Sus memorias, Espejo de sombras (1977), que reeditó Cabaret Voltaire al hilo de mis Lúcidos bordes de abismo. Memoria personal sobre los Panero (2014), no pueden considerarse escritas por ella -aunque yo creo que Juan Luis las repasó a su lado- sino dictadas a la periodista Natividad Massanés. Curiosamente, muchas de estas cosas no se dicen en el aludido epílogo, a mi entender no bien enfocado.

El halo sugestivo que emanaba de la Felicidad de los años finales, era una evanescente lontananza, propia de una romántica que se ha asumido como tal en el fracaso muy real, auténtico, y en los mil sueños quimeristas que fabricaba. Cuentos como El cóctel (1949) no muestran sino el correcto hacer de alguien que conoce la escritura, sus fragmentos, como Todos los recuerdos felices (1990), son ya sueños de brumas invernales... La lectora que espera los abrazos del príncipe Bolkonsky o la que escribe: «El primer adiós, el comienzo de tantas y tantas despedidas».

Felicidad Blanc fue un ser literario sin tener que escribir -aunque lo hiciera, poco pero bien-; era literaria porque sintió su vivir, y no sólo por estar entre escritores, como literatura.

En una larga noche de farra, en el viejo piso familiar de la calle Ibiza, veo salir a Felicidad camino de su trabajo ministerial. Entre el negro desnudo y las huidas de Leopoldo, siento que se dirige a mí (llevo una toalla a la cintura) acaso considerándome el más cuerdo, y me dice con su tono grave y suave: «Por favor, Luis Antonio, cuida que se apague el gas antes de irte...». Todo vida, que es como decir todo literatura.

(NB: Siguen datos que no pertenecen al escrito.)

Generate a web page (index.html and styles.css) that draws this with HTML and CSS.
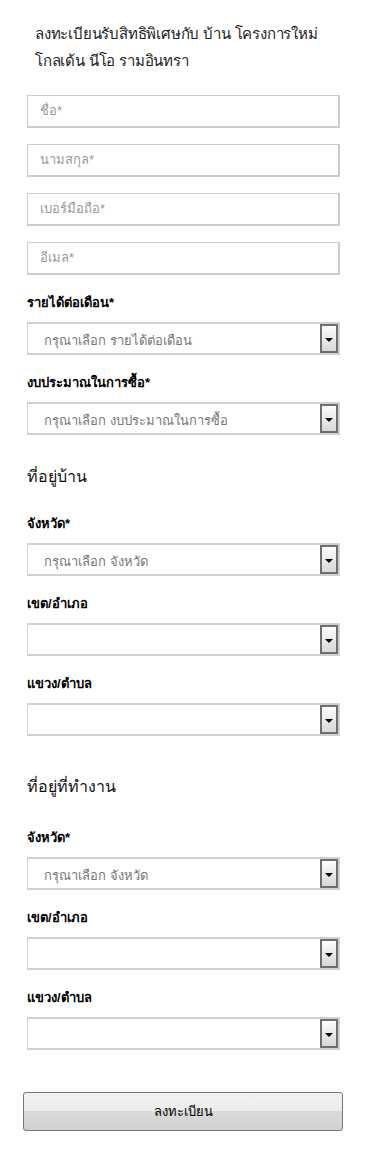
FILE: index.html
```html
<!DOCTYPE html>
<html>
<head>
<meta name="viewport" content="width=device-width, initial-scale=1">
<link rel="stylesheet" href="styles.css">
</head>
<body>

<div class="container">
  <h2 class="title">ลงทะเบียนรับสิทธิพิเศษกับ บ้าน โครงการใหม่ โกลเด้น นีโอ รามอินทรา</h2>

  <form>
    <div class="field"><div class="input">ชื่อ*</div></div>
    <div class="field"><div class="input">นามสกุล*</div></div>
    <div class="field"><div class="input">เบอร์มือถือ*</div></div>
    <div class="field"><div class="input">อีเมล*</div></div>

    <label class="label">รายได้ต่อเดือน*</label>
    <div class="select"><span class="value">กรุณาเลือก รายได้ต่อเดือน</span><span class="arrow"></span></div>

    <label class="label">งบประมาณในการซื้อ*</label>
    <div class="select"><span class="value">กรุณาเลือก งบประมาณในการซื้อ</span><span class="arrow"></span></div>

    <div class="section">
      <h3 class="heading">ที่อยู่บ้าน</h3>
      <label class="label">จังหวัด*</label>
      <div class="select"><span class="value">กรุณาเลือก จังหวัด</span><span class="arrow"></span></div>
      <label class="label">เขต/อำเภอ</label>
      <div class="select"><span class="value"></span><span class="arrow"></span></div>
      <label class="label">แขวง/ตำบล</label>
      <div class="select"><span class="value"></span><span class="arrow"></span></div>
    </div>

    <div class="section">
      <h3 class="heading">ที่อยู่ที่ทำงาน</h3>
      <label class="label">จังหวัด*</label>
      <div class="select"><span class="value">กรุณาเลือก จังหวัด</span><span class="arrow"></span></div>
      <label class="label">เขต/อำเภอ</label>
      <div class="select"><span class="value"></span><span class="arrow"></span></div>
      <label class="label">แขวง/ตำบล</label>
      <div class="select"><span class="value"></span><span class="arrow"></span></div>
    </div>

    <div class="submit">ลงทะเบียน</div>
  </form>
</div>

</body>
</html>
```

FILE: styles.css
```css
* {
  box-sizing: border-box;
}

body {
  margin: 0;
  font-family: "Liberation Sans", "Noto Sans", sans-serif;
  font-size: 13px;
  color: #000;
  background: #fff;
}

.container {
  padding: 20px 30px 0 27px;
}

.title {
  margin: 0 0 21px 8px;
  font-size: 15px;
  letter-spacing: -0.2px;
  font-weight: normal;
  line-height: 27px;
  color: #222;
}

.field {
  margin-bottom: 16px;
}

.input {
  height: 33px;
  border: 2px solid #ccc;
  border-width: 1px 2px 2px 1px;
  padding: 0 12px;
  line-height: 30px;
  color: #999;
}

.label {
  display: block;
  margin: 19px 0 10px;
  height: 18px;
  line-height: 18px;
  font-weight: bold;
}

.select {
  display: flex;
  height: 33px;
  border: 2px solid #d0d0d0;
  border-width: 2px 2px 2px 1px;
}

.select .value {
  flex: 1;
  padding: 1px 16px 0;
  line-height: 31px;
  color: #777;
}

.select .arrow {
  position: relative;
  width: 18px;
  border: 2px solid #6e6e6e;
  background: linear-gradient(#fdfdfd, #d8d8d8);
}

/* small black triangle */
.select .arrow:after {
  content: "";
  position: absolute;
  left: 3px;
  top: 12px;
  border-left: 4px solid transparent;
  border-right: 4px solid transparent;
  border-top: 4px solid #000;
}

.heading {
  margin: 30px 0 10px;
  height: 24px;
  line-height: 24px;
  font-size: 16px;
  font-weight: normal;
  color: #111;
}

.section + .section .heading {
  margin-top: 39px;
}

.section .heading + .label {
  margin-top: 26px;
}

.section + .section .heading + .label {
  margin-top: 30px;
}

.submit {
  margin: 42px -3px 0 -4px;
  height: 39px;
  border: 1px solid #777;
  border-radius: 3px;
  background: linear-gradient(#f2f2f2 0%, #ececec 50%, #dadada 50%, #d2d2d2 100%);
  text-align: center;
  line-height: 37px;
  cursor: pointer;
}
```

Están bien los cuentos y fragmentos de La ventana sobre el jardín. La propia Felicidad, el mito que ella levantó y que sus hijos solidificaron, era mejor todavía como muestran los aludidos fragmentos que sí parecen escritos para unas memorias, otras memorias. Las memorias de quien siempre sintió que le fallaba el amor, y que el tiempo voraz lo muda, cambia y elimina todo. ¡Adiós, querida Felicidad! Te recuerdo muy al final, saliendo de un cine. «Sabes, yo sólo veo ya películas románticas...». Pelo blanco y gabardina blanca. Siempre lejanía.